## RECORDS SHOWN:
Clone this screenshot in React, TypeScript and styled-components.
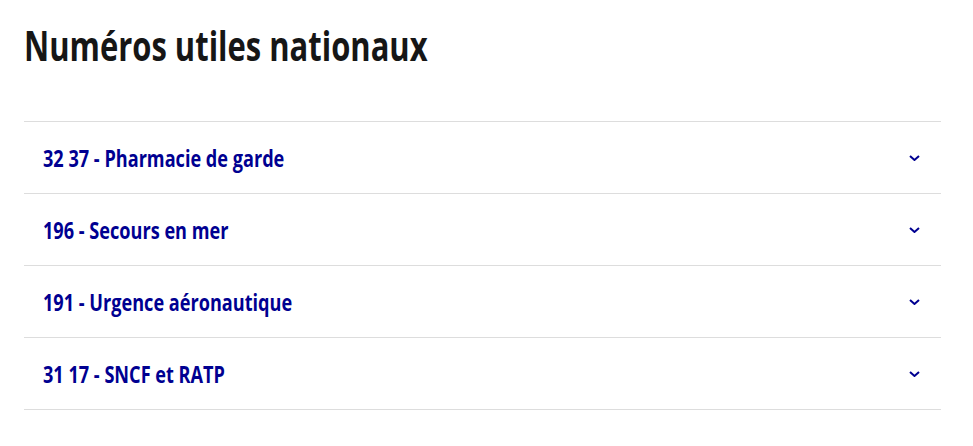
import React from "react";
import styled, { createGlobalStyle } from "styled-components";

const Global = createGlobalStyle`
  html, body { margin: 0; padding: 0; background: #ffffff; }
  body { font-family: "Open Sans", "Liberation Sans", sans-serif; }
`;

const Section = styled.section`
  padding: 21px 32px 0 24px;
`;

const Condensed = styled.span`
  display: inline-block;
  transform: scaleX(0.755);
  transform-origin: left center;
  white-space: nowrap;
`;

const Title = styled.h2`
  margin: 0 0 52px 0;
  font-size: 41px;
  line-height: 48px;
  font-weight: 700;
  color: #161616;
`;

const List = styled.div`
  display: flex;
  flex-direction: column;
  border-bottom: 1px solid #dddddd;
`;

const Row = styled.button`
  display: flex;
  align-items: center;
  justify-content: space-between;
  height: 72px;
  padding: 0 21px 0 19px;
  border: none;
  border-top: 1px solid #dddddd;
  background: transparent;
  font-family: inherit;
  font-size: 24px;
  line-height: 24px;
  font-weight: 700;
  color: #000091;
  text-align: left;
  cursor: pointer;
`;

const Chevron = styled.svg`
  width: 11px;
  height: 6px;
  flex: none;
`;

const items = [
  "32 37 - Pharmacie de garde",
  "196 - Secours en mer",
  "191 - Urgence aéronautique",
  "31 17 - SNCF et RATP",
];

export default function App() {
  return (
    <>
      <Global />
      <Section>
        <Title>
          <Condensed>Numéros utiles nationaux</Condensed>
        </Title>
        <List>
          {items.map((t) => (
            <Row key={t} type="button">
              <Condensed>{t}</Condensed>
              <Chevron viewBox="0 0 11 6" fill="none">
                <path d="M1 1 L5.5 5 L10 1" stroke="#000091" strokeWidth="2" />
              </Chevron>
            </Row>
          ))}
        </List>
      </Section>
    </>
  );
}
--
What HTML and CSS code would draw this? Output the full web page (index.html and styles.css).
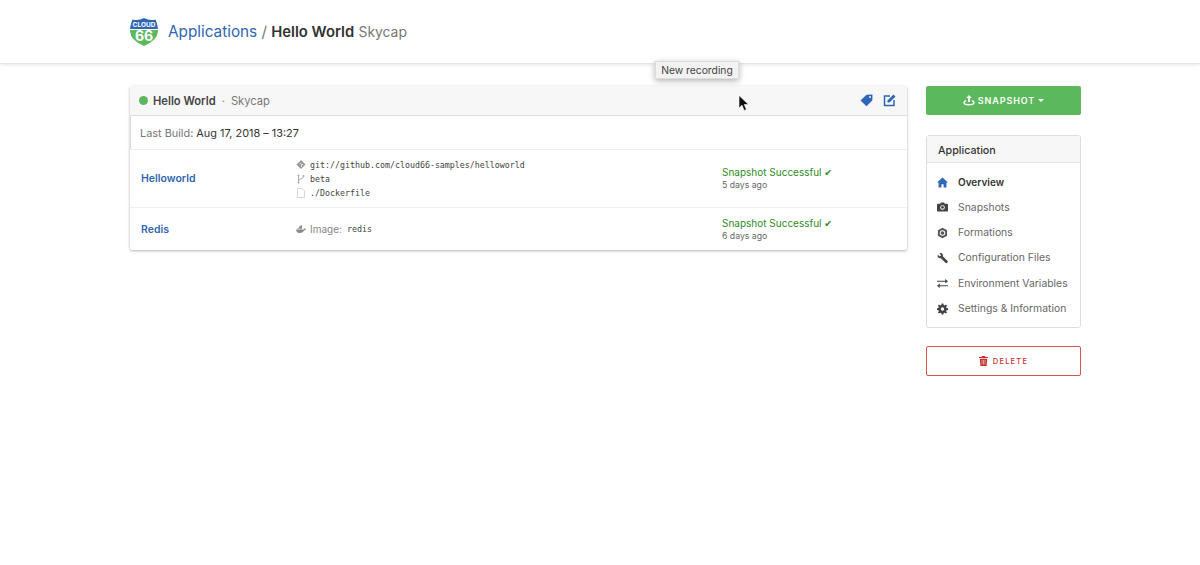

## WHAT YOU WILL DO:
From the entries above, copy every line containing the word "React".

## COMPLETE ANSWER:
Clone this screenshot in React, TypeScript and styled-components.
import React from "react";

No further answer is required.